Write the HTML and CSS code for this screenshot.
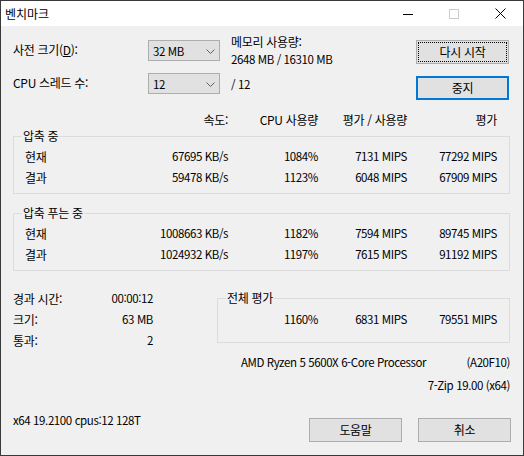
FILE: index.html
```html
<!DOCTYPE html>
<html lang="ko">
<head>
<meta charset="utf-8">
<title>벤치마크</title>
<link rel="stylesheet" href="styles.css">
</head>
<body>
<div class="window">
  <div class="titlebar">
    <span class="title">벤치마크</span>
    <div class="caption">
      <span class="cbtn"><svg width="10" height="10" viewBox="0 0 10 10"><line x1="0" y1="5.5" x2="10" y2="5.5" stroke="#000" stroke-width="1"/></svg></span>
      <span class="cbtn"><svg width="10" height="10" viewBox="0 0 10 10"><rect x="0.5" y="0.5" width="9" height="9" fill="none" stroke="#cccccc" stroke-width="1"/></svg></span>
      <span class="cbtn"><svg width="11" height="11" viewBox="0 0 11 11"><path d="M0.5 0.5 L10.5 10.5 M10.5 0.5 L0.5 10.5" stroke="#000" stroke-width="1" fill="none"/></svg></span>
    </div>
  </div>
  <div class="client">
    <div class="top">
      <div class="lbl">사전 크기(<u>D</u>):</div>
      <div class="combo"><span class="num">32 MB</span><svg class="chev" width="9" height="5" viewBox="0 0 9 5"><polyline points="0.5,0.5 4.5,4.5 8.5,0.5" fill="none" stroke="#606060" stroke-width="1"/></svg></div>
      <div class="mem">메모리 사용량:<br><span class="num">2648 MB / 16310 MB</span></div>
      <button class="btn focus">다시 시작</button>
      <div class="lbl">CPU 스레드 수:</div>
      <div class="combo"><span class="num">12</span><svg class="chev" width="9" height="5" viewBox="0 0 9 5"><polyline points="0.5,0.5 4.5,4.5 8.5,0.5" fill="none" stroke="#606060" stroke-width="1"/></svg></div>
      <div class="threads num">/ 12</div>
      <button class="btn default">중지</button>
    </div>

    <div class="hdr">
      <span>속도:</span><span>CPU 사용량</span><span>평가 / 사용량</span><span>평가</span>
    </div>

    <fieldset class="group">
      <legend>압축 중</legend>
      <div class="row"><span class="name">현재</span><span>67695 KB/s</span><span>1084%</span><span>7131 MIPS</span><span>77292 MIPS</span></div>
      <div class="row"><span class="name">결과</span><span>59478 KB/s</span><span>1123%</span><span>6048 MIPS</span><span>67909 MIPS</span></div>
    </fieldset>

    <fieldset class="group second">
      <legend>압축 푸는 중</legend>
      <div class="row"><span class="name">현재</span><span>1008663 KB/s</span><span>1182%</span><span>7594 MIPS</span><span>89745 MIPS</span></div>
      <div class="row"><span class="name">결과</span><span>1024932 KB/s</span><span>1197%</span><span>7615 MIPS</span><span>91192 MIPS</span></div>
    </fieldset>

    <div class="bottom">
      <div class="stats">
        <span>경과 시간:</span><span class="v">00:00:12</span>
        <span>크기:</span><span class="v">63 MB</span>
        <span>통과:</span><span class="v">2</span>
      </div>
      <fieldset class="group total">
        <legend>전체 평가</legend>
        <div class="trow"><span>1160%</span><span>6831 MIPS</span><span>79551 MIPS</span></div>
      </fieldset>
    </div>

    <div class="cpu num"><span>AMD Ryzen 5 5600X 6-Core Processor</span><span>(A20F10)</span></div>
    <div class="ver num">7-Zip 19.00 (x64)</div>

    <div class="footer">
      <span class="info num">x64 19.2100 cpus:12 128T</span>
      <div class="fbtns">
        <button class="btn">도움말</button>
        <button class="btn">취소</button>
      </div>
    </div>
  </div>
</div>
</body>
</html>
```

FILE: styles.css
```css
* { box-sizing: border-box; }
html, body { margin: 0; padding: 0; }
body {
  font-family: "Noto Sans CJK KR", "Liberation Sans", sans-serif;
  font-size: 12px;
  letter-spacing: -0.3px;
  color: #000;
  background: #f0f0f0;
}
.num,
.row span:not(.name),
.trow span,
.stats .v {
  font-size: 11.5px;
  letter-spacing: -0.4px;
}
.window {
  width: 524px;
  height: 456px;
  border: 1px solid #3a3a3a;
  background: #f0f0f0;
  display: flex;
  flex-direction: column;
  overflow: hidden;
}
.titlebar {
  height: 25px;
  background: #fff;
  display: flex;
  align-items: center;
  flex: none;
}
.title {
  padding-left: 4px;
  font-size: 12px;
  line-height: 16px;
  letter-spacing: 0;
  flex: 1;
}
.caption { display: flex; height: 25px; }
.cbtn {
  width: 46px;
  height: 25px;
  display: flex;
  align-items: center;
  justify-content: center;
}
.cbtn svg { display: block; }

.client {
  padding: 14px 13px 0 12px;
  flex: 1;
}

.top {
  display: grid;
  grid-template-columns: 135px 72px 11px 185px 93px;
  grid-template-rows: 33px 27px;
}
.top .lbl { grid-column: 1; margin-top: 2px; line-height: 16px; }
.top .combo { grid-column: 2; }
.top .mem { grid-column: 4; margin-top: -7px; line-height: 17px; }
.top .threads { grid-column: 4; margin-top: 3px; line-height: 16px; }
.top .btn { grid-column: 5; }
.top .btn.default { margin-top: 3px; }

.combo {
  width: 72px;
  height: 21px;
  border: 1px solid #adadad;
  background: #e1e1e1;
  display: flex;
  align-items: center;
  justify-content: space-between;
  padding: 0 4px 0 4px;
  line-height: 16px;
}
.chev { display: block; margin-top: 1px; }

.btn {
  font-family: inherit;
  font-size: 12px;
  letter-spacing: -0.3px;
  color: #000;
  width: 93px;
  height: 24px;
  border: 1px solid #adadad;
  background: #e1e1e1;
  padding: 0;
  line-height: 16px;
  margin: 0;
}
.btn.focus { outline: 1px dotted #000; outline-offset: -3px; }
.btn.default { border: 2px solid #0078d7; }

.hdr {
  display: grid;
  grid-template-columns: 215px 90px 89px 90px;
  margin-top: 12px;
  line-height: 16px;
  text-align: right;
}

.group {
  margin: 0;
  padding: 2px 0 5px;
  border: 1px solid #dcdcdc;
  min-inline-size: 0;
}
.group legend {
  margin-left: 8px;
  padding: 0 1px;
  line-height: 16px;
}
.group.second { margin-top: 11px; }

.row {
  display: grid;
  grid-template-columns: 103px 111px 90px 89px 90px;
  line-height: 21px;
  text-align: right;
}
.row .name { text-align: left; padding-left: 11px; }

.bottom {
  display: flex;
  margin-top: 17px;
  align-items: flex-start;
}
.stats {
  width: 140px;
  display: grid;
  grid-template-columns: 1fr auto;
  line-height: 21px;
}
.stats .v { text-align: right; }
.group.total {
  margin-left: 64px;
  margin-top: 2px;
  width: 293px;
  padding: 3px 0 12px;
}
.trow {
  display: grid;
  grid-template-columns: 100px 89px 90px;
  line-height: 21px;
  text-align: right;
}

.cpu {
  display: flex;
  justify-content: space-between;
  padding-left: 228px;
  line-height: 22px;
}
.ver {
  text-align: right;
  margin-top: 1px;
  line-height: 22px;
}
.footer {
  display: flex;
  justify-content: space-between;
  align-items: flex-start;
  margin-top: 22px;
}
.info { line-height: 16px; margin-top: -6px; }
.fbtns { display: flex; gap: 16px; margin-right: -1px; }
```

> TASK PROMPT
Omitting all images, print the listing exactly.

> TASK OUTPUT
Write the HTML and CSS code for this screenshot.
FILE: index.html
```html
<!DOCTYPE html>
<html lang="ko">
<head>
<meta charset="utf-8">
<title>벤치마크</title>
<link rel="stylesheet" href="styles.css">
</head>
<body>
<div class="window">
  <div class="titlebar">
    <span class="title">벤치마크</span>
    <div class="caption">
      <span class="cbtn"><svg width="10" height="10" viewBox="0 0 10 10"><line x1="0" y1="5.5" x2="10" y2="5.5" stroke="#000" stroke-width="1"/></svg></span>
      <span class="cbtn"><svg width="10" height="10" viewBox="0 0 10 10"><rect x="0.5" y="0.5" width="9" height="9" fill="none" stroke="#cccccc" stroke-width="1"/></svg></span>
      <span class="cbtn"><svg width="11" height="11" viewBox="0 0 11 11"><path d="M0.5 0.5 L10.5 10.5 M10.5 0.5 L0.5 10.5" stroke="#000" stroke-width="1" fill="none"/></svg></span>
    </div>
  </div>
  <div class="client">
    <div class="top">
      <div class="lbl">사전 크기(<u>D</u>):</div>
      <div class="combo"><span class="num">32 MB</span><svg class="chev" width="9" height="5" viewBox="0 0 9 5"><polyline points="0.5,0.5 4.5,4.5 8.5,0.5" fill="none" stroke="#606060" stroke-width="1"/></svg></div>
      <div class="mem">메모리 사용량:<br><span class="num">2648 MB / 16310 MB</span></div>
      <button class="btn focus">다시 시작</button>
      <div class="lbl">CPU 스레드 수:</div>
      <div class="combo"><span class="num">12</span><svg class="chev" width="9" height="5" viewBox="0 0 9 5"><polyline points="0.5,0.5 4.5,4.5 8.5,0.5" fill="none" stroke="#606060" stroke-width="1"/></svg></div>
      <div class="threads num">/ 12</div>
      <button class="btn default">중지</button>
    </div>

    <div class="hdr">
      <span>속도:</span><span>CPU 사용량</span><span>평가 / 사용량</span><span>평가</span>
    </div>

    <fieldset class="group">
      <legend>압축 중</legend>
      <div class="row"><span class="name">현재</span><span>67695 KB/s</span><span>1084%</span><span>7131 MIPS</span><span>77292 MIPS</span></div>
      <div class="row"><span class="name">결과</span><span>59478 KB/s</span><span>1123%</span><span>6048 MIPS</span><span>67909 MIPS</span></div>
    </fieldset>

    <fieldset class="group second">
      <legend>압축 푸는 중</legend>
      <div class="row"><span class="name">현재</span><span>1008663 KB/s</span><span>1182%</span><span>7594 MIPS</span><span>89745 MIPS</span></div>
      <div class="row"><span class="name">결과</span><span>1024932 KB/s</span><span>1197%</span><span>7615 MIPS</span><span>91192 MIPS</span></div>
    </fieldset>

    <div class="bottom">
      <div class="stats">
        <span>경과 시간:</span><span class="v">00:00:12</span>
        <span>크기:</span><span class="v">63 MB</span>
        <span>통과:</span><span class="v">2</span>
      </div>
      <fieldset class="group total">
        <legend>전체 평가</legend>
        <div class="trow"><span>1160%</span><span>6831 MIPS</span><span>79551 MIPS</span></div>
      </fieldset>
    </div>

    <div class="cpu num"><span>AMD Ryzen 5 5600X 6-Core Processor</span><span>(A20F10)</span></div>
    <div class="ver num">7-Zip 19.00 (x64)</div>

    <div class="footer">
      <span class="info num">x64 19.2100 cpus:12 128T</span>
      <div class="fbtns">
        <button class="btn">도움말</button>
        <button class="btn">취소</button>
      </div>
    </div>
  </div>
</div>
</body>
</html>
```

FILE: styles.css
```css
* { box-sizing: border-box; }
html, body { margin: 0; padding: 0; }
body {
  font-family: "Noto Sans CJK KR", "Liberation Sans", sans-serif;
  font-size: 12px;
  letter-spacing: -0.3px;
  color: #000;
  background: #f0f0f0;
}
.num,
.row span:not(.name),
.trow span,
.stats .v {
  font-size: 11.5px;
  letter-spacing: -0.4px;
}
.window {
  width: 524px;
  height: 456px;
  border: 1px solid #3a3a3a;
  background: #f0f0f0;
  display: flex;
  flex-direction: column;
  overflow: hidden;
}
.titlebar {
  height: 25px;
  background: #fff;
  display: flex;
  align-items: center;
  flex: none;
}
.title {
  padding-left: 4px;
  font-size: 12px;
  line-height: 16px;
  letter-spacing: 0;
  flex: 1;
}
.caption { display: flex; height: 25px; }
.cbtn {
  width: 46px;
  height: 25px;
  display: flex;
  align-items: center;
  justify-content: center;
}
.cbtn svg { display: block; }

.client {
  padding: 14px 13px 0 12px;
  flex: 1;
}

.top {
  display: grid;
  grid-template-columns: 135px 72px 11px 185px 93px;
  grid-template-rows: 33px 27px;
}
.top .lbl { grid-column: 1; margin-top: 2px; line-height: 16px; }
.top .combo { grid-column: 2; }
.top .mem { grid-column: 4; margin-top: -7px; line-height: 17px; }
.top .threads { grid-column: 4; margin-top: 3px; line-height: 16px; }
.top .btn { grid-column: 5; }
.top .btn.default { margin-top: 3px; }

.combo {
  width: 72px;
  height: 21px;
  border: 1px solid #adadad;
  background: #e1e1e1;
  display: flex;
  align-items: center;
  justify-content: space-between;
  padding: 0 4px 0 4px;
  line-height: 16px;
}
.chev { display: block; margin-top: 1px; }

.btn {
  font-family: inherit;
  font-size: 12px;
  letter-spacing: -0.3px;
  color: #000;
  width: 93px;
  height: 24px;
  border: 1px solid #adadad;
  background: #e1e1e1;
  padding: 0;
  line-height: 16px;
  margin: 0;
}
.btn.focus { outline: 1px dotted #000; outline-offset: -3px; }
.btn.default { border: 2px solid #0078d7; }

.hdr {
  display: grid;
  grid-template-columns: 215px 90px 89px 90px;
  margin-top: 12px;
  line-height: 16px;
  text-align: right;
}

.group {
  margin: 0;
  padding: 2px 0 5px;
  border: 1px solid #dcdcdc;
  min-inline-size: 0;
}
.group legend {
  margin-left: 8px;
  padding: 0 1px;
  line-height: 16px;
}
.group.second { margin-top: 11px; }

.row {
  display: grid;
  grid-template-columns: 103px 111px 90px 89px 90px;
  line-height: 21px;
  text-align: right;
}
.row .name { text-align: left; padding-left: 11px; }

.bottom {
  display: flex;
  margin-top: 17px;
  align-items: flex-start;
}
.stats {
  width: 140px;
  display: grid;
  grid-template-columns: 1fr auto;
  line-height: 21px;
}
.stats .v { text-align: right; }
.group.total {
  margin-left: 64px;
  margin-top: 2px;
  width: 293px;
  padding: 3px 0 12px;
}
.trow {
  display: grid;
  grid-template-columns: 100px 89px 90px;
  line-height: 21px;
  text-align: right;
}

.cpu {
  display: flex;
  justify-content: space-between;
  padding-left: 228px;
  line-height: 22px;
}
.ver {
  text-align: right;
  margin-top: 1px;
  line-height: 22px;
}
.footer {
  display: flex;
  justify-content: space-between;
  align-items: flex-start;
  margin-top: 22px;
}
.info { line-height: 16px; margin-top: -6px; }
.fbtns { display: flex; gap: 16px; margin-right: -1px; }
```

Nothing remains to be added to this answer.